Sólo se me ocurre un contexto en el que el pesimismo sería más que excusable: uno en el que los malthusianos hubieran triunfado y, como consecuencia, ya no nacieran niños
Comprendo la objeción, por supuesto, pero no puedo compartirla. Parto de la premisa de que, por muy cenizo que sea uno, por muy oscura que sea su imagen de la vida, ha de aceptar que es mejor nacer que no hacerlo. El no ser es tan inferior al ser que ni una concepción negativa del mundo permite.
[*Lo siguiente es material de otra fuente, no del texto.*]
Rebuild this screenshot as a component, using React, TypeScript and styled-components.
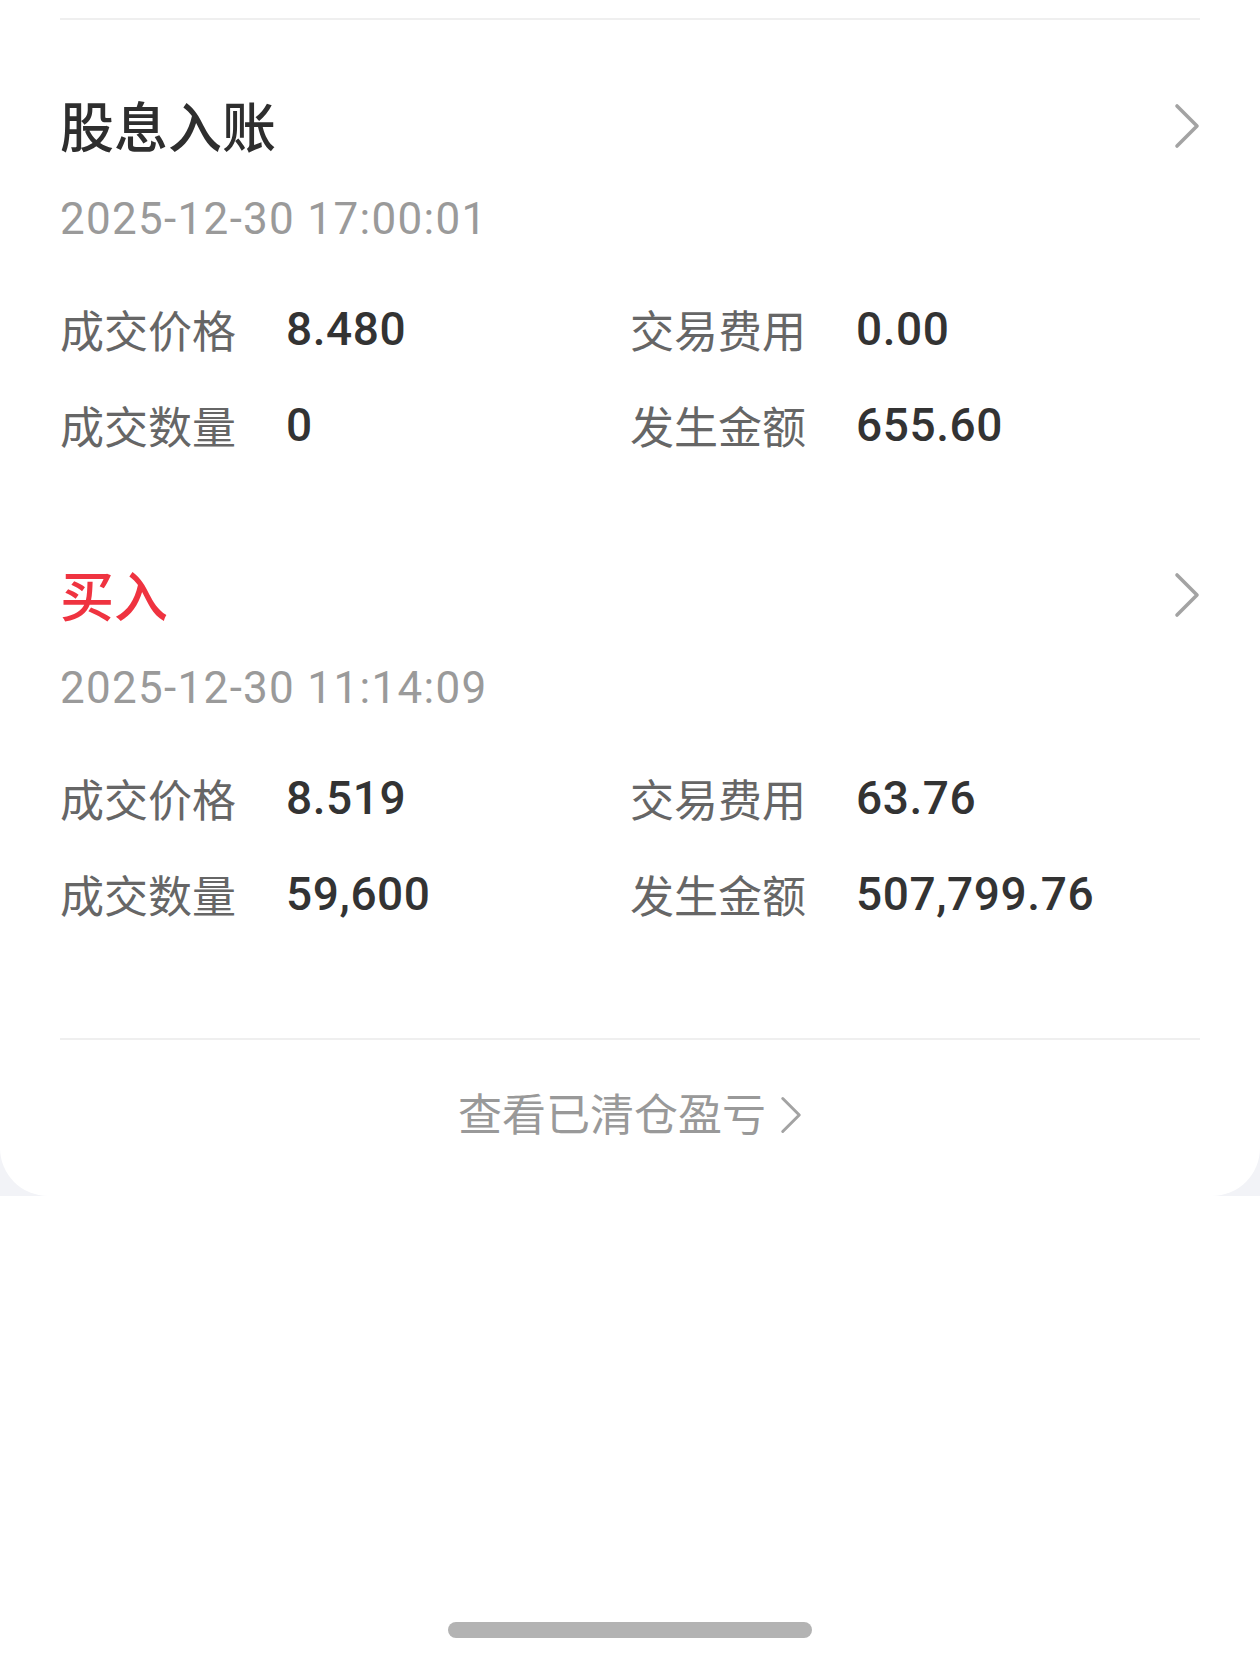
import React from 'react';
import styled, { createGlobalStyle } from 'styled-components';

const GlobalStyle = createGlobalStyle`
    html, body {
        margin: 0;
        padding: 0;
        background: #ffffff;
    }
    body {
        font-family: Roboto, "Noto Sans CJK SC", "Noto Sans", sans-serif;
    }
`;

const Page = styled.div`
    width: 1260px;
    height: 1658px;
    display: flex;
    flex-direction: column;
    overflow: hidden;
`;

const Backdrop = styled.div`
    background: #f2f3f7;
`;

const Card = styled.div`
    background: #ffffff;
    border-radius: 0 0 48px 48px;
    padding: 18px 60px 0;
`;

const Divider = styled.div<{ $top?: number }>`
    margin-top: ${p => p.$top ?? 0}px;
    height: 2px;
    background: #efefef;
`;

const Item = styled.div`
    padding: 72px 0 16px;
`;

const TitleRow = styled.div`
    height: 76px;
    display: flex;
    align-items: center;
    justify-content: space-between;
`;

const Title = styled.div<{ $buy?: boolean }>`
    font-size: 54px;
    font-weight: 500;
    line-height: 76px;
    color: ${p => (p.$buy ? '#ef3340' : '#2e2e2e')};
`;

const Chevron = styled.svg<{ $shift: number }>`
    margin-top: ${p => p.$shift}px;
    flex-shrink: 0;
`;

const DateText = styled.div`
    margin-top: 21px;
    font-size: 44px;
    line-height: 60px;
    color: #9a9a9a;
    letter-spacing: 1.3px;
`;

const Grid = styled.div`
    margin-top: 32px;
    display: grid;
    grid-template-columns: 1fr 1fr;
    grid-auto-rows: 96px;
`;

const Cell = styled.div`
    display: flex;
    align-items: center;
`;

const Label = styled.span`
    width: 226px;
    font-size: 44px;
    color: #666666;
`;

const Value = styled.span`
    font-size: 46px;
    font-weight: 500;
    letter-spacing: 0.6px;
    color: #333333;
`;

const Footer = styled.div`
    height: 156px;
    padding-bottom: 12px;
    box-sizing: border-box;
    display: flex;
    align-items: center;
    justify-content: center;
    gap: 14px;
`;

const FooterText = styled.span`
    font-size: 44px;
    color: #999999;
`;

const Spacer = styled.div`
    flex: 1;
`;

const HomeBar = styled.div`
    align-self: center;
    width: 364px;
    height: 16px;
    border-radius: 8px;
    background: #b3b3b3;
    margin-bottom: 20px;
`;

type Record = {
    title: string;
    buy?: boolean;
    time: string;
    price: string;
    fee: string;
    qty: string;
    amount: string;
};

const records: Record[] = [
    { title: '股息入账', time: '2025-12-30 17:00:01', price: '8.480', fee: '0.00', qty: '0', amount: '655.60' },
    { title: '买入', buy: true, time: '2025-12-30 11:14:09', price: '8.519', fee: '63.76', qty: '59,600', amount: '507,799.76' },
];

const Arrow: React.FC<{ w: number; h: number; shift: number }> = ({ w, h, shift }) => (
    <Chevron viewBox="0 0 26 46" width={w} height={h} $shift={shift}>
        <polyline points="3,3 23,23 3,43" fill="none" stroke="#a3a3a3" strokeWidth="3.6" strokeLinecap="round" strokeLinejoin="round" />
    </Chevron>
);

const App: React.FC = () => {
    return (
        <Page>
            <GlobalStyle />
            <Backdrop>
                <Card>
                    <Divider />
                    {records.map(r => (
                        <Item key={r.time}>
                            <TitleRow>
                                <Title $buy={r.buy}>{r.title}</Title>
                                <Arrow w={26} h={46} shift={-8} />
                            </TitleRow>
                            <DateText>{r.time}</DateText>
                            <Grid>
                                <Cell><Label>成交价格</Label><Value>{r.price}</Value></Cell>
                                <Cell><Label>交易费用</Label><Value>{r.fee}</Value></Cell>
                                <Cell><Label>成交数量</Label><Value>{r.qty}</Value></Cell>
                                <Cell><Label>发生金额</Label><Value>{r.amount}</Value></Cell>
                            </Grid>
                        </Item>
                    ))}
                    <Divider $top={80} />
                    <Footer>
                        <FooterText>查看已清仓盈亏</FooterText>
                        <Arrow w={22} h={38} shift={6} />
                    </Footer>
                </Card>
            </Backdrop>
            <Spacer />
            <HomeBar />
        </Page>
    );
};

export default App;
Para ser pesimista antes hay que ser sin más, y es precisamente esa posibilidad la que los pesimistas que promueven el aborto hurtan al crío que todavía habita las entrañas de su madre.
Pero no es sólo que el ser supere al no ser, sino también que el ser es bueno, ¡muy bueno!, en sí mismo. Llevo años defendiendo la idea de que vivimos una realidad fundamentalmente luminosa en la que también hay dolor, sufrimiento, muerte. Abortar a un niño es, antes que cualquier otra cosa, privarle de un sinfín de prodigios: el aroma del césped recién cortado, el abrazo tranquilizador de un amigo ―ese abrazo que es al tiempo consuelo y refugio―, unos ojos verdes iluminados por los rayos de un sol agonizante, pequeños milagros que bien justifican un nacimiento. ¿Cómo concluir que la vida es mala, indigna de un bebé, cuando los almendros aún florecen y los adolescentes se enamoran? ¿Cuando el petirrojo sigue cantando y los colegiales jugando al tejo?
Sólo se me ocurre un contexto en el que el pesimismo sería más que excusable: uno en el que los malthusianos hubieran triunfado y, como consecuencia, ya no nacieran niños. Mientras continúen haciéndolo, el mundo será bueno y nosotros habremos de preservar nuestra alegría. Escuchen, si no les convenzo, el llanto horrísono de un recién nacido. ¿Acaso no perciben en él los jubilosos acordes de una esperanza?